In My Joy, a parable about modern Russia, Loznitsa’s world reaches its cruel limit of moral choice: kill or be killed; become the hangman or accept the fate of the victim. Even this world, however, leaves room for an idyll: Settlement (2001), whose characters the director revisits in the even more enigmatic and dreamlike Letter (2012). They are outsiders, mentally ill people who have fallen out of the merciless “here and now” and carry on life in their commune without sparing a thought for communism. It’s as if, having broken free of time, they have acquired immortality, although now any “letters” — that is to say, any forms of communication with the outside world (including the viewer) — have become impossible for them. Then again, communication isn’t something they really need.

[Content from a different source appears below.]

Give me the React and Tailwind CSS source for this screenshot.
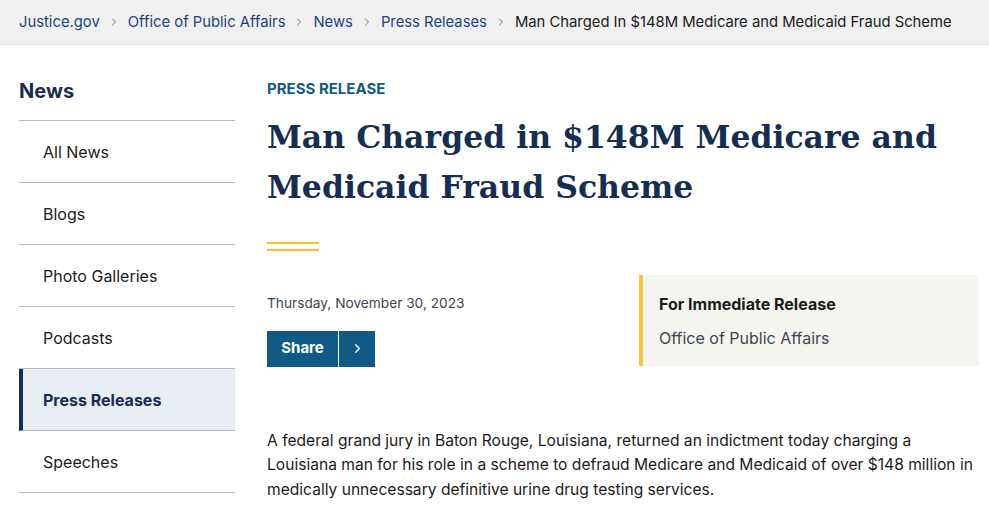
import { ChevronRight } from 'lucide-react'

const crumbs = ['Justice.gov', 'Office of Public Affairs', 'News', 'Press Releases']

const navItems = [
  { label: 'All News' },
  { label: 'Blogs' },
  { label: 'Photo Galleries' },
  { label: 'Podcasts' },
  { label: 'Press Releases', active: true },
  { label: 'Speeches' },
]

function Breadcrumbs() {
  return (
    <div className="h-[45px] bg-[#f0f0f0] border-b border-[#dfe1e2] flex items-center px-[19px] text-[14.8px]">
      {crumbs.map((c) => (
        <span key={c} className="flex items-center">
          <a className="text-[#1a4480]">{c}</a>
          <ChevronRight className="w-[12px] h-[12px] mx-[8px] text-[#71767a]" strokeWidth={2} />
        </span>
      ))}
      <span className="text-[#1b1b1b]">Man Charged In $148M Medicare and Medicaid Fraud Scheme</span>
    </div>
  )
}

function Sidebar() {
  return (
    <aside className="w-[216px] shrink-0">
      <h2 className="text-[20px] font-bold text-[#162e51] h-[75px] pt-[36px] leading-none">News</h2>
      <ul className="border-t border-[#b9bbbd]">
        {navItems.map((item) => (
          <li
            key={item.label}
            className={`h-[62px] flex items-center border-b border-[#b9bbbd] text-[16px] ${
              item.active
                ? 'bg-[#e8edf4] border-l-4 border-l-[#162e51] pl-[20px] font-bold text-[#162e51]'
                : 'pl-[24px] text-[#1b1b1b]'
            }`}
          >
            {item.label}
          </li>
        ))}
      </ul>
    </aside>
  )
}

function Article() {
  return (
    <main className="flex-1 pl-[32px] pr-[10px]">
      <div className="pt-[36px] text-[15px] font-bold text-[#0f5b86] leading-none">PRESS RELEASE</div>
      <h1
        className="mt-[16px] text-[31.5px] leading-[50px] font-bold text-[#162e51]"
        style={{ fontFamily: '"DejaVu Serif", serif' }}
      >
        Man Charged in $148M Medicare and Medicaid Fraud Scheme
      </h1>
      <div className="mt-[30px] w-[52px] flex flex-col gap-[5px]">
        <div className="h-[2px] bg-[#fbbd2f]" />
        <div className="h-[2px] bg-[#fbbd2f]" />
      </div>
      <div className="mt-[24px] flex justify-between">
        <div className="pt-[22px]">
          <div className="text-[13.7px] text-[#3d4551] leading-none">Thursday, November 30, 2023</div>
          <button className="mt-[20px] h-[36px] w-[108px] bg-[#0f5b86] text-white flex items-stretch">
            <span className="flex-1 flex items-center justify-center font-bold text-[15px] border-r border-white">Share</span>
            <span className="w-[36px] flex items-center justify-center">
              <ChevronRight className="w-[15px] h-[15px]" strokeWidth={2} />
            </span>
          </button>
        </div>
        <div className="w-[340px] h-[91px] bg-[#f5f5f0] border-l-4 border-[#f9c642] pl-[16px] pt-[21px]">
          <div className="text-[16px] font-bold text-[#1b1b1b] leading-none">For Immediate Release</div>
          <div className="mt-[18px] text-[16px] text-[#3d4551] leading-none">Office of Public Affairs</div>
        </div>
      </div>
      <p className="mt-[62px] text-[15.6px] leading-[24.5px] text-[#1b1b1b]">
        A federal grand jury in Baton Rouge, Louisiana, returned an indictment today charging a Louisiana man for his
        role in a scheme to defraud Medicare and Medicaid of over $148 million in medically unnecessary definitive urine
        drug testing services.
      </p>
    </main>
  )
}

export default function App() {
  return (
    <div className="w-[989px] h-[506px] overflow-hidden bg-white" style={{ fontFamily: 'Inter, sans-serif' }}>
      <Breadcrumbs />
      <div className="flex pl-[19px]">
        <Sidebar />
        <Article />
      </div>
    </div>
  )
}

Here, in isolation from the great tide of history, a tiny space opens up for the sacred. And Loznitsa, a dispassionate agnostic, a mathematician by both education and mind-set, finds it, this bit of sacredness, in old Europe, in a rural Portuguese backwater where he filmed The Miracle of Saint Anthony (2012). There, people are still able to believe in the impossible and have thus retained their innocence, like in the Garden of Eden. On Saint Anthony’s Day they bless their cows and goats as equals and holy grace descends upon them. But this is a mere breather — a gulp of warm air before returning to the biting Kiev frost. From the medieval wonders of The Miracle of Saint Anthony, Loznitsa moves to the fearsome collective prayer of Maidan (2014) — to a call, once again, for people to sacrifice their lives. Only behind this prayer is there a flicker of hope for deliverance from the curse of the times and for a new beginning. That is to say, for rebirth.